In the midst of Women in Horror Month, acclaimed author S.P. Miskowski begins our interview by invoking the name of Frankenstein’s true creator to make a valid point about the month in question.

“Women in Horror Month reminds me of the need for an extra effort to get readers interested in horror by writers who identify as women,” Miskowski said. “I find this odd since the genre was practically invented by Mary Shelley. But I think the overall effects of the annual celebration have been positive. Readers, editors, and publishers are introduced to new work by living writers they might not know. Having a special occasion like WiHM adds a much-needed spotlight, especially for small press writers who struggle to bring mainstream attention to horror fiction.”

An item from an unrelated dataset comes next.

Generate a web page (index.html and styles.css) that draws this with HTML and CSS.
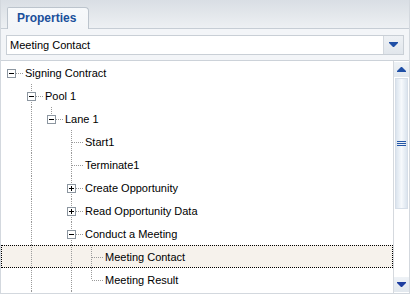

Speaking of a spotlight, the horror community has been shining its beam on Miskowski’s work for nearly a decade. Her 2019 novel The Worst is Yet to Come and 2017 novel I Wish I Was Like You received Bram Stoker Award nominations for Superior Achievement in a Novel. She also earned Shirley Jackson Award nominations for her novel Knock Knock (2011) and for her novellas, Delphine Dodd (2012) and Muscadines (2016).

 “I write because it’s my nature,” said Miskowski, a Decatur, Georgia native now living in Canada. “Storytelling has come naturally to me all of my life. I think all writers need some kind of recognition, even the reclusive ones. All writers are ambitious. Without ambition, we would never bother to write anything down. We would be content to dream up stories and then forget them.

“Writing is a form of communication, not just a form of expression. We want our stories to connect with other people. An award nomination can help, somewhat, by providing an occasion for people to mention your work. An award nomination can get your book title in front of more readers and editors. It’s an opportunity writers ought to enjoy while it lasts. Enjoy the moment and use it to sell books. If you know someone who’s nominated, celebrate and congratulate them. Tangible rewards are few and far between, in our field. What really matters in terms of community is being good to one another.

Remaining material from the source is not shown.